Do ponto de vista global, nós temos a questão do nível médio dos mares. Com um cenário de aumento de até 1,10m a 1,20m até o ano de 2100. Mas, há algumas hipóteses de que se nós passarmos um ponto de não retorno, um tipping point, nós podemos ter casos catastróficos nos séculos 22 e 23 chegando ao aumento do nível do mar de sete metros por volta de 2300.
Com décadas de acompanhamento da situação, como o senhor avalia, sob o prisma científico, a situação da Antártida em 2025?
As duas regiões polares [Ártico e Antátida] apresentam mudanças climáticas intensificadas em relação ao resto do planeta, principalmente, na periferia dessas regiões. A periferia porque é onde nós temos mudança de estado do líquido para o sólido, e do sólido para o líquido. O aquecimento da periferia do Ártico é cerca de quatro vezes mais do que a média global. Na periferia da Antártica é de cerca de 2 a 3 vezes [em relação à média global]. Especificamente nas ilhas subantárticas e nas ilhas perto da Antártica, como a ilha Rei Jorge, onde o Programa Antártico Brasileiro atua, tem se mostrado cenários de várias modificações, como o esverdeamento de ilhas, devido à expansão de campos de musgos, mais gramíneas, migrações para o sul de diferentes espécies de pinguins e peixes e derretimento complexo do gelo.
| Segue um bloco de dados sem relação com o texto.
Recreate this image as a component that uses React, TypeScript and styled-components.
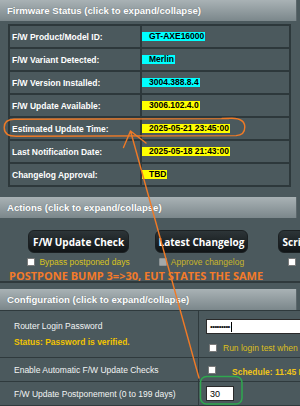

Eu gostaria de enfatizar o seguinte ponto. Até o momento, só cerca de 4% do volume total do gelo do planeta Terra está ameaçado de derretimento. Quando nós falamos em ter derretimento está evidentemente se acelerando, de nós não conseguimos segurar o aumento de 2°C no máximo. O que houve já estourou. Aí sim, nós estamos falando em coisas mais catastróficas. Um aumento muito maior, levando a um descongelamento, quem sabe, de 8% do manto de gelo e ou mesmo de mais. E aí aquele cenário de até 7 m. Então, o desafio é cortar, reduzir e tentar administrar essa situação. Evidentemente, voltar ao que era pretérito, nós não voltaremos.